[Task instructions] Wherever the string "React" appears in the listing, copy that line.

[Listed records]
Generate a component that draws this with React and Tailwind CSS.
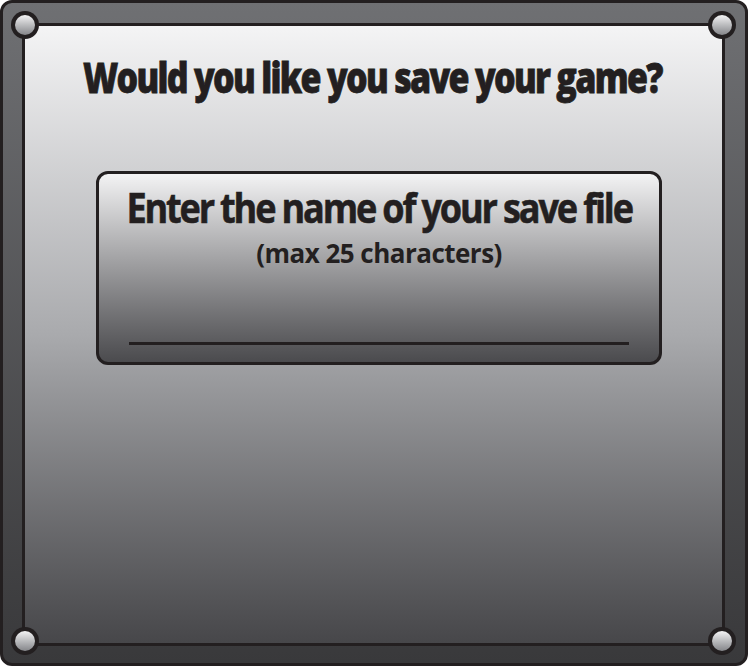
import React from "react";

function Rivet({ className }) {
  return (
    <div
      className={
        "absolute w-[28px] h-[28px] rounded-full bg-[#231f20] flex items-center justify-center " +
        className
      }
    >
      <div className="w-[20px] h-[20px] rounded-full bg-gradient-to-b from-[#f4f4f5] to-[#85868a]" />
    </div>
  );
}

export default function App() {
  return (
    <div className="relative w-[748px] h-[666px] rounded-[12px] border-[3px] border-[#231f20] bg-gradient-to-b from-[#6f7073] to-[#39393b] pl-[19px] pt-[20px] pr-[20px] pb-[17px] font-['Open_Sans',sans-serif] text-[#231f20]">
      <div className="h-full border-[3px] border-[#231f20] bg-gradient-to-b from-[#f4f4f5] via-[#a9aaad] to-[#47474a] flex flex-col">
        <div className="h-[72px] shrink-0 flex items-end justify-center">
          <h1 className="text-[43px] leading-none font-extrabold tracking-[-0.05em] scale-x-[0.79] whitespace-nowrap ml-[-2px] [-webkit-text-stroke:0.8px_#231f20]">
            Would you like you save your game?
          </h1>
        </div>
        <div className="shrink-0 mt-[73px] ml-[71px] w-[566px] h-[194px] rounded-[12px] border-[3px] border-[#231f20] bg-gradient-to-b from-[#f3f3f4] to-[#4b4b4e] flex flex-col items-center">
          <div className="mt-[13px] text-[41px] leading-none font-bold tracking-[-0.06em] scale-x-[0.88] whitespace-nowrap [-webkit-text-stroke:0.6px_#231f20]">
            Enter the name of your save file
          </div>
          <div className="mt-[12px] text-[26px] leading-none font-bold tracking-[-0.02em] whitespace-nowrap">
            (max 25 characters)
          </div>
          <div className="mt-auto mb-[17px] w-[500px] h-[3px] bg-[#231f20]" />
        </div>
      </div>
      <Rivet className="left-[8px] top-[8px]" />
      <Rivet className="left-[705px] top-[8px]" />
      <Rivet className="left-[8px] top-[624px]" />
      <Rivet className="left-[705px] top-[624px]" />
    </div>
  );
}
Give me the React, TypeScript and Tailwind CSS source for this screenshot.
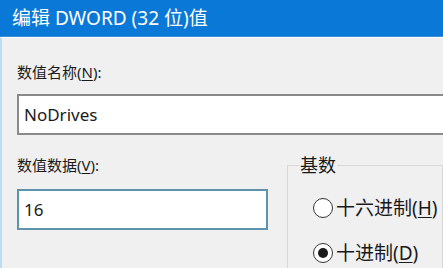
const font = { fontFamily: '"Noto Sans", "Noto Sans CJK SC", sans-serif' }

function Radio({ label, hotkey, checked }: { label: string; hotkey: string; checked?: boolean }) {
  return (
    <div className="flex items-center h-[22px]">
      <span className="w-[20px] h-[20px] rounded-full border-[1.5px] border-[#333] bg-white flex items-center justify-center">
        {checked && <span className="w-[10px] h-[10px] rounded-full bg-[#1a1a1a]" />}
      </span>
      <span className="ml-[3px] text-[19px] leading-[22px] text-[#1a1a1a] whitespace-nowrap">
        {label}(<span className="underline underline-offset-2">{hotkey}</span>)
      </span>
    </div>
  )
}

export default function App() {
  return (
    <div className="w-[443px] h-[268px] overflow-hidden flex flex-col bg-[#f0f0f0]" style={font}>
      <div className="h-[37px] shrink-0 bg-[#0a78d7] flex items-center pl-[12px] border-b border-[#3d8fd8]">
        <span className="text-white text-[19px] leading-none">编辑 DWORD (32 位)值</span>
      </div>
      <div className="flex-1 border-l-[2px] border-[#bcdcf2] border-t border-t-white pl-[15px] pt-[24px]">
        <div className="text-[15px] leading-[20px] text-[#1a1a1a]">
          数值名称(<span className="underline underline-offset-2">N</span>):
        </div>
        <div className="mt-[12px] w-[480px] h-[41px] border-[2px] border-[#8a8a8a] bg-white flex items-center pl-[5px]">
          <span className="text-[17px] text-[#1a1a1a]">NoDrives</span>
        </div>
        <div className="flex mt-[20px]">
          <div className="w-[251px] shrink-0">
            <div className="text-[15px] leading-[20px] text-[#1a1a1a]">
              数值数据(<span className="underline underline-offset-2">V</span>):
            </div>
            <div className="mt-[14px] h-[41px] border-[2px] border-[#5e93ad] bg-white flex items-center pl-[5px]">
              <span className="text-[17px] text-[#1a1a1a]">16</span>
            </div>
          </div>
          <fieldset className="ml-[19px] w-[200px] h-[140px] border border-[#d8d8d8] pl-[25px] pt-[22px]">
            <legend className="-ml-[14px] px-[1px] text-[18px] leading-[20px] text-[#1a1a1a]">基数</legend>
            <div className="flex flex-col gap-[23px]">
              <Radio label="十六进制" hotkey="H" />
              <Radio label="十进制" hotkey="D" checked />
            </div>
          </fieldset>
        </div>
      </div>
    </div>
  )
}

[Written reply]
Generate a component that draws this with React and Tailwind CSS.
import React from "react";
Give me the React, TypeScript and Tailwind CSS source for this screenshot.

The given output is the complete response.